Lonely Loch Errochty
I sat with my back against the gable wall of a ruined farmhouse looking across the blue waters of Loch Errochty to the nearby hills of the Dalnacardoch Forest in highland Perthshire.
Curlews were warbling from the mud flats at the end of the loch and on the water a great raft of black-headed gulls screeched incessantly. Beyond the old lazybeds below the farmhouse peewits dived and fluttered in that mad, acrobatic way of theirs.
I had walked over the hill on a fine old track from the Trinafour road, my only company the odd scraggly looking blackface – for this was sheep country. Indeed, the building that sheltered me from the breeze was once probably a sheep farm and as I walked along the south shore of Loch Errochty earlier in the day I passed a number of sheep pens, all in various stages of disintegration.

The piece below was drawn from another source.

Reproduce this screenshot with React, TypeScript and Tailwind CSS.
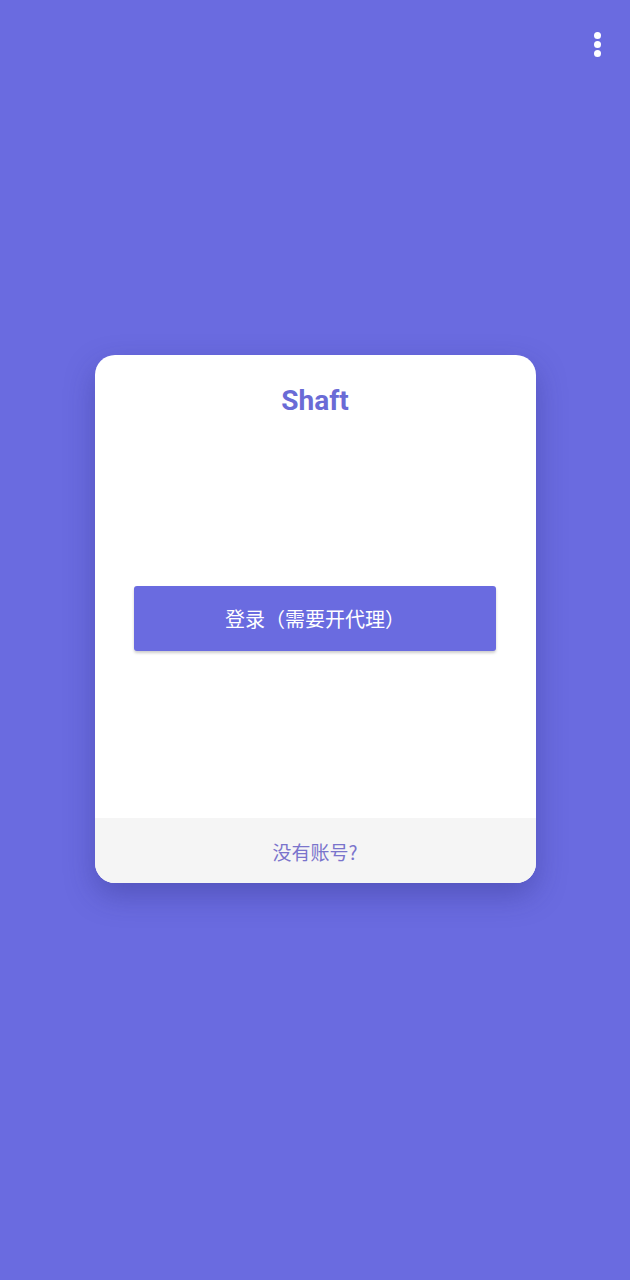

I wondered how many farmsteads and shielings were now hidden from sight, below the blue waters of the loch that looks so natural in its fold in the hills between Beinn a’ Chuallaich and Sron Chon, for Loch Errochty is a man-made reservoir, created in 1957 as part of phase two of the Tummel hydro-electric power scheme.
A dam was built at the head of Glen Errochty to capture the waters of Allt Sléibh and the Allt Ruighe nan Saorach, which both rise in the high ground to the west of the head of the loch. Other small streams flow directly off Beinn na Cuallaich which rises just to the south.
It was hard to believe that I was looking at an industrial landscape, and I wondered if I’d feel so sanguine about gazing across at a forest of wind turbines. I don’t think so. Here at the western end of the loch, far removed from its concrete dam above Trinafour, there was still a great sense of wildness and the loch appears as an integral, and natural part of this mountainous landscape that rises between Loch Ericht and Glen Garry.
The hill that rose behind me was another clue to the legacy of sheep farming in the area. Beinn a’ Chuallaich is the hill of herding, and is a Corbett. It had been my intention to simply climb the hill from Drumglas on Dunalastair Water but I had noticed on the map a hill track that ran over the hill’s Meall na Moine outlier and down to Loch Errochty. From the old farmstead at Ruighe nan Saorach, on the shores of the loch, another track ran over the hill and back to Drumglas offering a fine hill circuit of 11 or 12 miles or so, just the job for a fine early summer’s Sunday.
Beinn a’ Chuallaich, which rises above the Perthshire village of Kinloch Rannoch, falls just short of the three thousand foot marker, and lacks any real individual feature that would make it special. As part of a longer circuit it would offer a fine vantage point for Schiehallion in the south, and out along Loch Rannoch, the old road to the isles, to the hills of the west.
I had left the car by the roadside above the forest and found the track that eased its way north over the Meall na Moine and then down to Loch Errochty’s shoreline. It was like stepping back in time. A vintage tractor-of-sorts stood by the old sheep pens, its tyres embedded in the earth, the grass and bracken fronds growing into its engine. I’ve no doubt it has stood there since the late fifties when these sheep farms were abandoned in favour of flooding the glen.
All the way along the shoreline track the signs of man’s past occupation was evident – the old bridges across the streams; the ruckles of stones that betrayed the whereabouts of the old shielings; the lichen-tinged drystone walls that still tilted uphill from the shore; the ruined farmsteads. It was only when I climbed high above the old buildings at Ruighe nan Saorach that I could escape the feeling that this was a landscape that had been emptied and abandoned in our incessant need for energy. I wonder what the next chapter holds for areas like this?
It didn’t take long to climb south to Beinn a’Chullaich and from its tall summit cairn I returned to the broad footpath that offered an easy descent route, down to Drumglass by the twinkling music of the burns running down to Dunalastair Water. Only a couple of miles on the quiet road were left to complete a grand hill circuit that gave me a little glimpse of times gone by.
Photo: Approaching Loch Errochty with a red deer antler in my pack. My collection is gradually growing…









July 16th, 2009 at 1:19 pm
Do you fancy starting a petition on the No 10 website against the massive expansion of wind farms. I would do it myself, but I wondered with your media contacts and profile, there would be much more publicity for it if you started it. Even the Telegraph is negative: http://blogs.telegraph.co.uk/news/jamesdelingpole/100003510/wind-farms-the-death-of-britain/
July 17th, 2009 at 9:43 am
I’ve been involved in several Downing Street petitions over the years Robin and all without any perceivable success. I can’t help think that such petitions are largely ignored. I seem to recall signing an anti windfarm petition in the past couple of years and I think the response was the usual bland comment that we’ve come to expect from Downing Street.
In my experience the best way to campaign against large windfarms is to lobby your local MSP or MP. Tell them you won’t vote for them if they support such developments and remind them of the Labour MP’s and MSP’s who lost their seats on the Western Isles because of their support of the Lewis windfarm proposals.